_DATA SUPPLIED_
>>>>

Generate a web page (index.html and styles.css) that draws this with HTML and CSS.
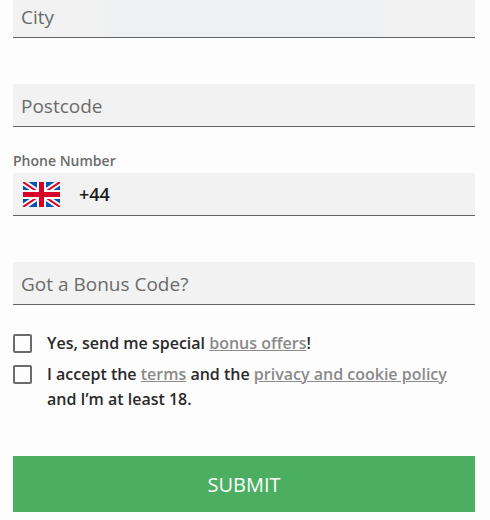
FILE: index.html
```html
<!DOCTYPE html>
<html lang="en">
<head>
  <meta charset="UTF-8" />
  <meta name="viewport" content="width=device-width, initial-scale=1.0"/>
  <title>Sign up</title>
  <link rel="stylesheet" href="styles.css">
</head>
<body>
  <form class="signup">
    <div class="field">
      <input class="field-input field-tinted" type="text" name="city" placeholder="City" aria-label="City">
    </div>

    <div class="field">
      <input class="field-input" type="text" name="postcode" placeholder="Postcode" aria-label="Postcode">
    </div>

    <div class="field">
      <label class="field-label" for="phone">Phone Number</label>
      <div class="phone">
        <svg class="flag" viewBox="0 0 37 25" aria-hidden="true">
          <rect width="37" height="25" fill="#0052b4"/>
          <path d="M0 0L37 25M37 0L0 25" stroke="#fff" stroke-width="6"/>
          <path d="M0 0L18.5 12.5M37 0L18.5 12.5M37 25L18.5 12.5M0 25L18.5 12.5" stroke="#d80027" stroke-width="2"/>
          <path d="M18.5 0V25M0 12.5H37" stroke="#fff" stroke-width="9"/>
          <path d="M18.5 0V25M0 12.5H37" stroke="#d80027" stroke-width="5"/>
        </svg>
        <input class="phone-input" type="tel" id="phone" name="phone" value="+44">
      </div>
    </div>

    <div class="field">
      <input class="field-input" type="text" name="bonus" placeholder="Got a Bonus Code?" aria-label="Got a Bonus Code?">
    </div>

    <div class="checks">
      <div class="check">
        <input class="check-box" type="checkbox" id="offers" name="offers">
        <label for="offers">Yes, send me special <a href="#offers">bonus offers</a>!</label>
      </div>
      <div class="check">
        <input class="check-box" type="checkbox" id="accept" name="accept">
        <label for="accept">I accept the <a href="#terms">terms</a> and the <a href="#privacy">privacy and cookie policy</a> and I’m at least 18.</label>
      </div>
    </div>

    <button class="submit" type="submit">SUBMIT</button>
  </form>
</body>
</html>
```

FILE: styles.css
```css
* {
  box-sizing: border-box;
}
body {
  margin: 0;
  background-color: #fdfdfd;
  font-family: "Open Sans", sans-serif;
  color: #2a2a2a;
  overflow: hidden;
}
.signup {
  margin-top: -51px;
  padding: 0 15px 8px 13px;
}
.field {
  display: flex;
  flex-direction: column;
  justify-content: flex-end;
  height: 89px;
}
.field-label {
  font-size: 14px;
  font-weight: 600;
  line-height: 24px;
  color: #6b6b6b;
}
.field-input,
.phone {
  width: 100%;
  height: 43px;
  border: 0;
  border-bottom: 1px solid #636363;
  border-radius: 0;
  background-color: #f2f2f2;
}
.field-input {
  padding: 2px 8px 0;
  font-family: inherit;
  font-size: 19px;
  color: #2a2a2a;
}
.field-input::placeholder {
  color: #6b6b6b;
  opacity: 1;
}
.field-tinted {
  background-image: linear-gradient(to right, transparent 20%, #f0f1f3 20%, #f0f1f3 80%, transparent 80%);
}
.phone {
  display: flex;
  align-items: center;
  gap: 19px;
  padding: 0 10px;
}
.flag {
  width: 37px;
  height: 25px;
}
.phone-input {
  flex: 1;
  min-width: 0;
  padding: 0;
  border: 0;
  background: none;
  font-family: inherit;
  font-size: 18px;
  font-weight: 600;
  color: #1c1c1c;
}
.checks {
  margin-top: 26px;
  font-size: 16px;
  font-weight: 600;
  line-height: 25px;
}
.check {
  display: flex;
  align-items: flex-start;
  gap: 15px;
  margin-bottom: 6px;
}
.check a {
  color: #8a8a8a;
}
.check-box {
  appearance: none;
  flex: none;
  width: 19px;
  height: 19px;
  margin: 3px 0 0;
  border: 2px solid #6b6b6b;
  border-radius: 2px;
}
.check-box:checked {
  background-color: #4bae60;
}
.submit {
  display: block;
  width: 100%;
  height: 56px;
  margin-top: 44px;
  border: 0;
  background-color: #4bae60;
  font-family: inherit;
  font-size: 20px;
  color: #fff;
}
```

<<<<
>>>>

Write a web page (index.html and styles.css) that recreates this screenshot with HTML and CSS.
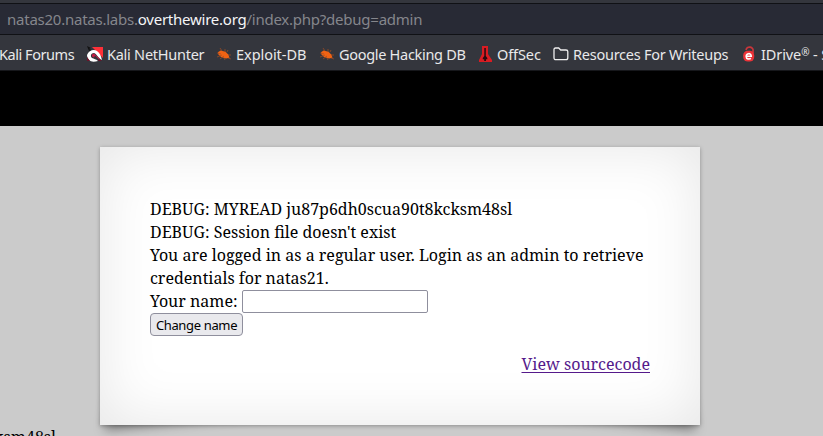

<<<<

_WHAT TO PRODUCE_
Locate all lines in the listing above with the word "index" and copy them.

_RESPONSE_
Generate a web page (index.html and styles.css) that draws this with HTML and CSS.
FILE: index.html
Write a web page (index.html and styles.css) that recreates this screenshot with HTML and CSS.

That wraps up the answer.